The Mother of Invention
The introduction of T-Kennel’s modular kennel system over 25 years ago solved an old problem, and it is a solution that continues to evolve.
T-Kennel, a manufacturer of modular kennel systems, cat condos and other animal equipment, was born during a light-bulb-over-the-head moment, as founder Jerry Thom watched an employee slosh through animal waste to clean a kennel facility, says David Wratchford, corporate account manager for the company.
The worker hosed down each kennel run in turn, but as he made his way through the facility, waste and chemicals from each unit would inevitably end up seeping into the one adjacent.
“He thought, ‘We are cross contaminating each and every kennel run, spreading germs everywhere throughout the facility,’” Wratchford says.
The realization set Thom on a path to invent a solution to the troubling problem, and the result was a kennel system that offers users a contamination-resistant and flexible kennel-system design that meets the needs of both the animals it houses and the humans who work with it.
Located in Kansas City, Kan., T-Kennel has been making kennel runs for nearly three decades and has clients nationwide, and even abroad. The company outfits grooming salons, boarding facilities, doggie daycares, animal shelters, rescue centers and veterinary facilities. They range in size from one to two kennels up to five hundred.
While T-Kennel’s products evolved over the years, as the company developed in pace with the technology available to it, the basic blueprint for the company’s success has remained the same. Among the most important of T-Kennel’s innovations, says Wratchford, was the re-positioning of the drain. “One of the first things Thom did was reverse the slope,” he explains. “He made the kennel flow from front to back [as opposed to back to front as had been the custom at the time.]”
The design also debuted the concept of watertight kennel runs, eliminating cross contamination. The crowing hallmark of the system is T-Kennel’s T-Cover—the inspiration for the company’s name—which is a cover that goes over the drain that simultaneously prevents the animal from having access to the drain, while allowing feces, urine and chemicals to be washed away. “The T-Cover actually allows staff to wash the kennel from top to bottom without having to go in,” Wratchford says.
T-Kennel also expanded its designs beyond the industry standard of block walls and chain-link. It has introduced new materials with innovative design methods along the way, although “the idea and the overall functionality of the system,” is the same as always, he says. About 15 years ago, T-Kennels began constructing kennels with acrylic/PVC—the same material used in airplanes—a fact that Wratchford says speaks to its durability and germ-resistance. It’s also non-porous and easy to clean.
The modular system has become increasingly flexible, as well. It is easily customized for a wide range of needs the company endeavors to meet. However, the company is still able to retrofit block-wall facilities and offers options in stainless and galvanized steel and fiberglass.
“Pretty much, if an owner closes their eyes and visualizes how they would like to lay the system out, it is possible, given enough lead time and revenue, to do it,” says Wratchford, adding that among the company’s chief goals is to do whatever it can to help facilities meet their individual needs.

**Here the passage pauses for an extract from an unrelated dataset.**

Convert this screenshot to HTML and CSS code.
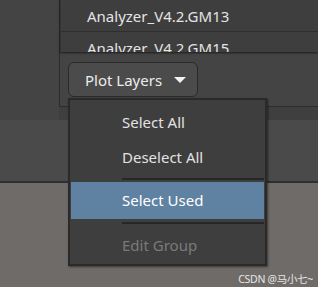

Among T-Kennel’s latest product designs is its Space Saver Kennels. They are designed to retrofit existing facilities, as well as accommodate new construction. The Space Saver Kennels are stackable to save precious floor space—as do other units in the company’s product line—but the twist on the new design is that the Space Saver features full-width counter-balanced transfer doors.
“It gives the animal full visibility [when walking through], so the animal isn’t timid,” Wratchford says. “It reduces stress on the animal, since it isn’t worried about what’s on the other side [of the door].”
“The system is also versatile, giving the end user the flexibility to customize the number of compartments they want or need based their current volume of animals,” he says, adding that T-Kennel continues to look for new ways to meet the needs of its customers.
At any given time, the company may have several designs in the field being tested by willing and loyal customers, many of whom inspire innovation with their feedback and suggestions. Meanwhile, T-Kennel is also testing products internally, subjecting them to a good deal of scrutiny before unveiling them to potential customers.